## Task objective
The records should be repeated word for word, pictures excluded.

## The data
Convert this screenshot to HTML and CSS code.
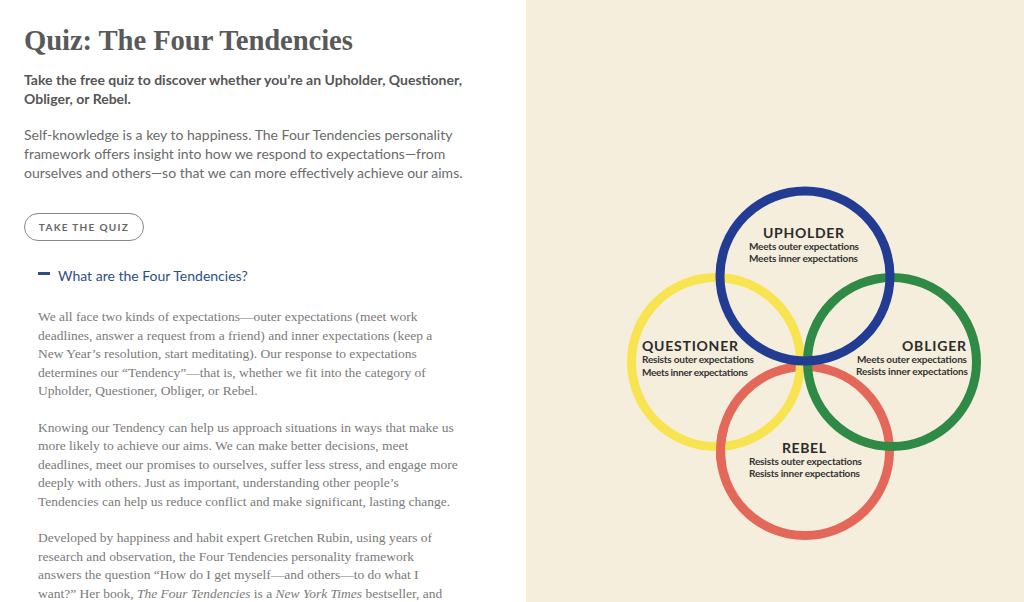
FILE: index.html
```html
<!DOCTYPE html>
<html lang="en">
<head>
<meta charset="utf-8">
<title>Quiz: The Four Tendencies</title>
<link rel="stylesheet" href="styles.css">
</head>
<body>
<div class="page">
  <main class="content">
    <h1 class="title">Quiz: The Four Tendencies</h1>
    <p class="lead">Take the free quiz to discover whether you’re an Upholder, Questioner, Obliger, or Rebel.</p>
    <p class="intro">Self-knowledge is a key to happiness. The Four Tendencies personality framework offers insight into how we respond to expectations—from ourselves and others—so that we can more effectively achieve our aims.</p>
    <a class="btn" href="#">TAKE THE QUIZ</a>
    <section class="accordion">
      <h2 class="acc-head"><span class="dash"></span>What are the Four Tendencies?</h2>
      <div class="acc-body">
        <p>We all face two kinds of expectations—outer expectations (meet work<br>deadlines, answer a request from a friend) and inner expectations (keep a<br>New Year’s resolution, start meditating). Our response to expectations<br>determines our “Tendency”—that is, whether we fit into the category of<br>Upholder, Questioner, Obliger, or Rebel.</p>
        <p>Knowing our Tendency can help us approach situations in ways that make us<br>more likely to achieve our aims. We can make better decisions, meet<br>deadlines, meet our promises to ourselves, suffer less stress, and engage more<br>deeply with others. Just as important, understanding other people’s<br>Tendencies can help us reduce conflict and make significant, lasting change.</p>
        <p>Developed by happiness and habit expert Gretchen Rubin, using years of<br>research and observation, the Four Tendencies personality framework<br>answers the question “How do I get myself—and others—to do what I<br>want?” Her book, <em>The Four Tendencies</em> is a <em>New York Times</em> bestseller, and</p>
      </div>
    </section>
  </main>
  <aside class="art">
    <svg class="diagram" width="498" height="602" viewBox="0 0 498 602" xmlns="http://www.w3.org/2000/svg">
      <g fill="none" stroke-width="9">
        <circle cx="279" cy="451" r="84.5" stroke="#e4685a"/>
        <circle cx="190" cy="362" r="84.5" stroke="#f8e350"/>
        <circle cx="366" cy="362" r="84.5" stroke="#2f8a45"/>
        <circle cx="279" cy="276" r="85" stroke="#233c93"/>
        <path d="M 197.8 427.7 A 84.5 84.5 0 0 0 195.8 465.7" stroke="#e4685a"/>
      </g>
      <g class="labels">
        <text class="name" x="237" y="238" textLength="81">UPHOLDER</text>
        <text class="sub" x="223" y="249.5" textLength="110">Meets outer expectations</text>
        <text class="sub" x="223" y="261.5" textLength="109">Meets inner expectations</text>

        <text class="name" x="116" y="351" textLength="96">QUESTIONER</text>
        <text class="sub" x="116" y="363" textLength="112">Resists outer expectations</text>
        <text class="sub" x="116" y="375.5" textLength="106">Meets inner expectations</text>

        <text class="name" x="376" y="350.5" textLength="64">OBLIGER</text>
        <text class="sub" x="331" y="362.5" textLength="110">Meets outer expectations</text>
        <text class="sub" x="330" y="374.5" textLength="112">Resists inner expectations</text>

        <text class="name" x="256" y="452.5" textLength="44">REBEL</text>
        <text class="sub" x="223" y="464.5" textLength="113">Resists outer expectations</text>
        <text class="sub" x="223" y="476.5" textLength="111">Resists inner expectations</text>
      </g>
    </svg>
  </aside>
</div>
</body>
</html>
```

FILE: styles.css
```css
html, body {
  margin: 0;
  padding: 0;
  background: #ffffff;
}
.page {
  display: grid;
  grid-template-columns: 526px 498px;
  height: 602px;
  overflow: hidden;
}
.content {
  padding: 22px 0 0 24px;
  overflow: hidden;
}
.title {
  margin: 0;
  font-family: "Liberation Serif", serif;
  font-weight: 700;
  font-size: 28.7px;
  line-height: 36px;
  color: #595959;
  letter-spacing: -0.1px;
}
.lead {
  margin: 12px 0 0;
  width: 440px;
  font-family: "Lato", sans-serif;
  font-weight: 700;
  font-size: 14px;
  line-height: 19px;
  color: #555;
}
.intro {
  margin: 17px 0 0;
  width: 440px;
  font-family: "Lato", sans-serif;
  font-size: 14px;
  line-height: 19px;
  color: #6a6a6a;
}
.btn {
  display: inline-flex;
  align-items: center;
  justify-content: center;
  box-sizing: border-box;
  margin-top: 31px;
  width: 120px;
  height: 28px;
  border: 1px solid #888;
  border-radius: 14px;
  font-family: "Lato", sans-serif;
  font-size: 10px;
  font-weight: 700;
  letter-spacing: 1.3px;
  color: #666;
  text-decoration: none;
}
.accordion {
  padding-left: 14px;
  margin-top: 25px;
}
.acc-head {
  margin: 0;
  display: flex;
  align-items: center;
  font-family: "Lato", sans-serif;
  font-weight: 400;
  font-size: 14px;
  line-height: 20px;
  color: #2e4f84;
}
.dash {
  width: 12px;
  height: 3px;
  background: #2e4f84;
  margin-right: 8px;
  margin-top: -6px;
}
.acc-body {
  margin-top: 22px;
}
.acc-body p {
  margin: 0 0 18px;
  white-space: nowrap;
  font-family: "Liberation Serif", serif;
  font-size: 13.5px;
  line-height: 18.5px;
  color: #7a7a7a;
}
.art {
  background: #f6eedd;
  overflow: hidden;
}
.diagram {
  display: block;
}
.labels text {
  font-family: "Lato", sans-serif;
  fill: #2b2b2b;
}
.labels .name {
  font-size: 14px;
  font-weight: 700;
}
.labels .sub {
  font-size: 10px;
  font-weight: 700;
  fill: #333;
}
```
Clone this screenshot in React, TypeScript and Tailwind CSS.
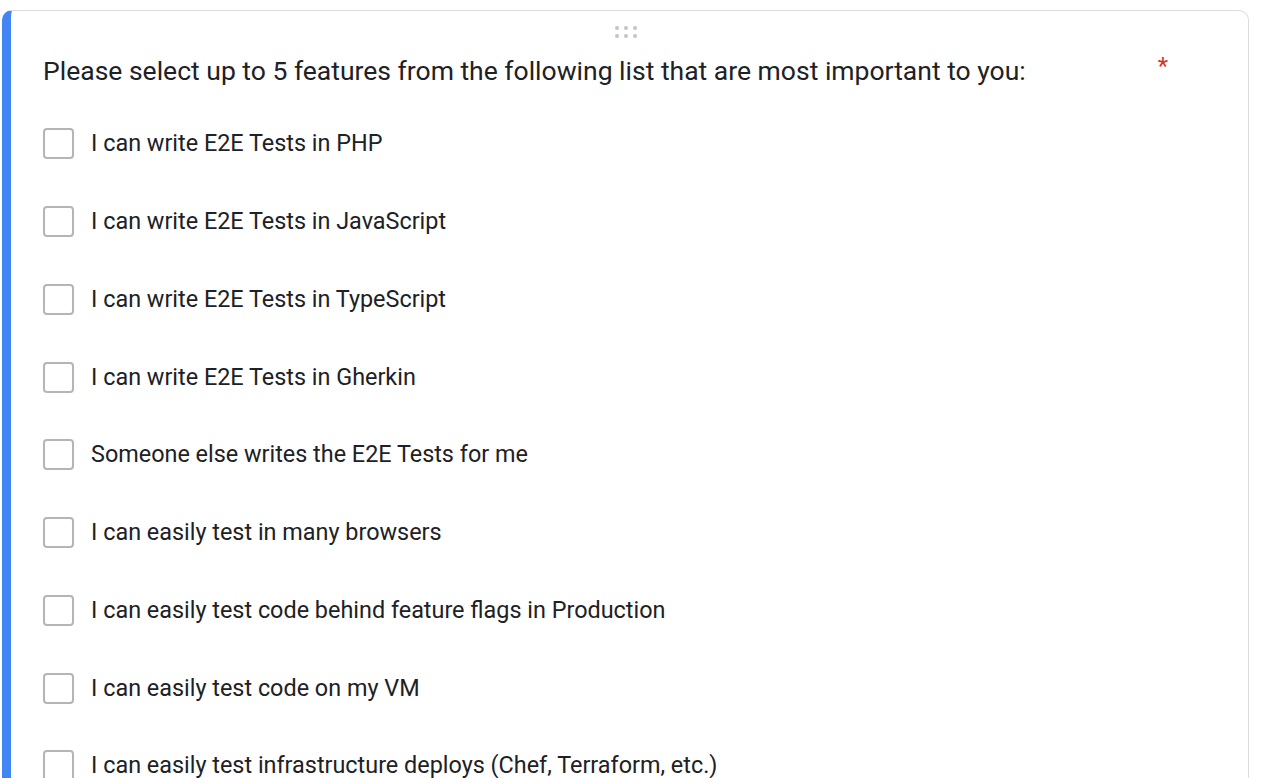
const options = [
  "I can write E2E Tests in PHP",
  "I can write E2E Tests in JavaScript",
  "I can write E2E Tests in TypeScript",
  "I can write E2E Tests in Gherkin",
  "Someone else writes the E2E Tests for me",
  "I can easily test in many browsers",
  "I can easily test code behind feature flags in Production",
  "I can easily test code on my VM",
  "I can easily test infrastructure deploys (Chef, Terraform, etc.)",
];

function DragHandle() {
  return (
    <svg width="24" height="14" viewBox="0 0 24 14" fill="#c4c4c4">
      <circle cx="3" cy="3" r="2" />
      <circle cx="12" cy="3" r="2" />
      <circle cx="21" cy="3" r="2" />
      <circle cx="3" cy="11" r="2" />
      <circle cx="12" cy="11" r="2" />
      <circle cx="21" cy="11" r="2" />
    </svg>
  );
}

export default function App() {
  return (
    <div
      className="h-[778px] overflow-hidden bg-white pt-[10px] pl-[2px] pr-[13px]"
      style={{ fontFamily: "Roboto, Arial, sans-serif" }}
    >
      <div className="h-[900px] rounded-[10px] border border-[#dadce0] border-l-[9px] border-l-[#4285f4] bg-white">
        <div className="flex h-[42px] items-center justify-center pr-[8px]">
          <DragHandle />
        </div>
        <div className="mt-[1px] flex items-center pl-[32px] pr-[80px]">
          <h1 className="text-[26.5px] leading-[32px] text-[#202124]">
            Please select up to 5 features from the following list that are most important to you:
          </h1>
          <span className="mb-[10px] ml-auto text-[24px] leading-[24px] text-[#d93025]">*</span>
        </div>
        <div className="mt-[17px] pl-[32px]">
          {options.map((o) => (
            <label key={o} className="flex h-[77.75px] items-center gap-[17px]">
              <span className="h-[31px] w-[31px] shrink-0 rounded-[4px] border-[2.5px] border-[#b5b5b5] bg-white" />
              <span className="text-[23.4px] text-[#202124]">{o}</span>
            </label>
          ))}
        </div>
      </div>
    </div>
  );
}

## Result
Convert this screenshot to HTML and CSS code.
FILE: index.html
```html
<!DOCTYPE html>
<html lang="en">
<head>
<meta charset="utf-8">
<title>Quiz: The Four Tendencies</title>
<link rel="stylesheet" href="styles.css">
</head>
<body>
<div class="page">
  <main class="content">
    <h1 class="title">Quiz: The Four Tendencies</h1>
    <p class="lead">Take the free quiz to discover whether you’re an Upholder, Questioner, Obliger, or Rebel.</p>
    <p class="intro">Self-knowledge is a key to happiness. The Four Tendencies personality framework offers insight into how we respond to expectations—from ourselves and others—so that we can more effectively achieve our aims.</p>
    <a class="btn" href="#">TAKE THE QUIZ</a>
    <section class="accordion">
      <h2 class="acc-head"><span class="dash"></span>What are the Four Tendencies?</h2>
      <div class="acc-body">
        <p>We all face two kinds of expectations—outer expectations (meet work<br>deadlines, answer a request from a friend) and inner expectations (keep a<br>New Year’s resolution, start meditating). Our response to expectations<br>determines our “Tendency”—that is, whether we fit into the category of<br>Upholder, Questioner, Obliger, or Rebel.</p>
        <p>Knowing our Tendency can help us approach situations in ways that make us<br>more likely to achieve our aims. We can make better decisions, meet<br>deadlines, meet our promises to ourselves, suffer less stress, and engage more<br>deeply with others. Just as important, understanding other people’s<br>Tendencies can help us reduce conflict and make significant, lasting change.</p>
        <p>Developed by happiness and habit expert Gretchen Rubin, using years of<br>research and observation, the Four Tendencies personality framework<br>answers the question “How do I get myself—and others—to do what I<br>want?” Her book, <em>The Four Tendencies</em> is a <em>New York Times</em> bestseller, and</p>
      </div>
    </section>
  </main>
  <aside class="art">
    <svg class="diagram" width="498" height="602" viewBox="0 0 498 602" xmlns="http://www.w3.org/2000/svg">
      <g fill="none" stroke-width="9">
        <circle cx="279" cy="451" r="84.5" stroke="#e4685a"/>
        <circle cx="190" cy="362" r="84.5" stroke="#f8e350"/>
        <circle cx="366" cy="362" r="84.5" stroke="#2f8a45"/>
        <circle cx="279" cy="276" r="85" stroke="#233c93"/>
        <path d="M 197.8 427.7 A 84.5 84.5 0 0 0 195.8 465.7" stroke="#e4685a"/>
      </g>
      <g class="labels">
        <text class="name" x="237" y="238" textLength="81">UPHOLDER</text>
        <text class="sub" x="223" y="249.5" textLength="110">Meets outer expectations</text>
        <text class="sub" x="223" y="261.5" textLength="109">Meets inner expectations</text>

        <text class="name" x="116" y="351" textLength="96">QUESTIONER</text>
        <text class="sub" x="116" y="363" textLength="112">Resists outer expectations</text>
        <text class="sub" x="116" y="375.5" textLength="106">Meets inner expectations</text>

        <text class="name" x="376" y="350.5" textLength="64">OBLIGER</text>
        <text class="sub" x="331" y="362.5" textLength="110">Meets outer expectations</text>
        <text class="sub" x="330" y="374.5" textLength="112">Resists inner expectations</text>

        <text class="name" x="256" y="452.5" textLength="44">REBEL</text>
        <text class="sub" x="223" y="464.5" textLength="113">Resists outer expectations</text>
        <text class="sub" x="223" y="476.5" textLength="111">Resists inner expectations</text>
      </g>
    </svg>
  </aside>
</div>
</body>
</html>
```

FILE: styles.css
```css
html, body {
  margin: 0;
  padding: 0;
  background: #ffffff;
}
.page {
  display: grid;
  grid-template-columns: 526px 498px;
  height: 602px;
  overflow: hidden;
}
.content {
  padding: 22px 0 0 24px;
  overflow: hidden;
}
.title {
  margin: 0;
  font-family: "Liberation Serif", serif;
  font-weight: 700;
  font-size: 28.7px;
  line-height: 36px;
  color: #595959;
  letter-spacing: -0.1px;
}
.lead {
  margin: 12px 0 0;
  width: 440px;
  font-family: "Lato", sans-serif;
  font-weight: 700;
  font-size: 14px;
  line-height: 19px;
  color: #555;
}
.intro {
  margin: 17px 0 0;
  width: 440px;
  font-family: "Lato", sans-serif;
  font-size: 14px;
  line-height: 19px;
  color: #6a6a6a;
}
.btn {
  display: inline-flex;
  align-items: center;
  justify-content: center;
  box-sizing: border-box;
  margin-top: 31px;
  width: 120px;
  height: 28px;
  border: 1px solid #888;
  border-radius: 14px;
  font-family: "Lato", sans-serif;
  font-size: 10px;
  font-weight: 700;
  letter-spacing: 1.3px;
  color: #666;
  text-decoration: none;
}
.accordion {
  padding-left: 14px;
  margin-top: 25px;
}
.acc-head {
  margin: 0;
  display: flex;
  align-items: center;
  font-family: "Lato", sans-serif;
  font-weight: 400;
  font-size: 14px;
  line-height: 20px;
  color: #2e4f84;
}
.dash {
  width: 12px;
  height: 3px;
  background: #2e4f84;
  margin-right: 8px;
  margin-top: -6px;
}
.acc-body {
  margin-top: 22px;
}
.acc-body p {
  margin: 0 0 18px;
  white-space: nowrap;
  font-family: "Liberation Serif", serif;
  font-size: 13.5px;
  line-height: 18.5px;
  color: #7a7a7a;
}
.art {
  background: #f6eedd;
  overflow: hidden;
}
.diagram {
  display: block;
}
.labels text {
  font-family: "Lato", sans-serif;
  fill: #2b2b2b;
}
.labels .name {
  font-size: 14px;
  font-weight: 700;
}
.labels .sub {
  font-size: 10px;
  font-weight: 700;
  fill: #333;
}
```
Clone this screenshot in React, TypeScript and Tailwind CSS.
const options = [
  "I can write E2E Tests in PHP",
  "I can write E2E Tests in JavaScript",
  "I can write E2E Tests in TypeScript",
  "I can write E2E Tests in Gherkin",
  "Someone else writes the E2E Tests for me",
  "I can easily test in many browsers",
  "I can easily test code behind feature flags in Production",
  "I can easily test code on my VM",
  "I can easily test infrastructure deploys (Chef, Terraform, etc.)",
];

function DragHandle() {
  return (
    <svg width="24" height="14" viewBox="0 0 24 14" fill="#c4c4c4">
      <circle cx="3" cy="3" r="2" />
      <circle cx="12" cy="3" r="2" />
      <circle cx="21" cy="3" r="2" />
      <circle cx="3" cy="11" r="2" />
      <circle cx="12" cy="11" r="2" />
      <circle cx="21" cy="11" r="2" />
    </svg>
  );
}

export default function App() {
  return (
    <div
      className="h-[778px] overflow-hidden bg-white pt-[10px] pl-[2px] pr-[13px]"
      style={{ fontFamily: "Roboto, Arial, sans-serif" }}
    >
      <div className="h-[900px] rounded-[10px] border border-[#dadce0] border-l-[9px] border-l-[#4285f4] bg-white">
        <div className="flex h-[42px] items-center justify-center pr-[8px]">
          <DragHandle />
        </div>
        <div className="mt-[1px] flex items-center pl-[32px] pr-[80px]">
          <h1 className="text-[26.5px] leading-[32px] text-[#202124]">
            Please select up to 5 features from the following list that are most important to you:
          </h1>
          <span className="mb-[10px] ml-auto text-[24px] leading-[24px] text-[#d93025]">*</span>
        </div>
        <div className="mt-[17px] pl-[32px]">
          {options.map((o) => (
            <label key={o} className="flex h-[77.75px] items-center gap-[17px]">
              <span className="h-[31px] w-[31px] shrink-0 rounded-[4px] border-[2.5px] border-[#b5b5b5] bg-white" />
              <span className="text-[23.4px] text-[#202124]">{o}</span>
            </label>
          ))}
        </div>
      </div>
    </div>
  );
}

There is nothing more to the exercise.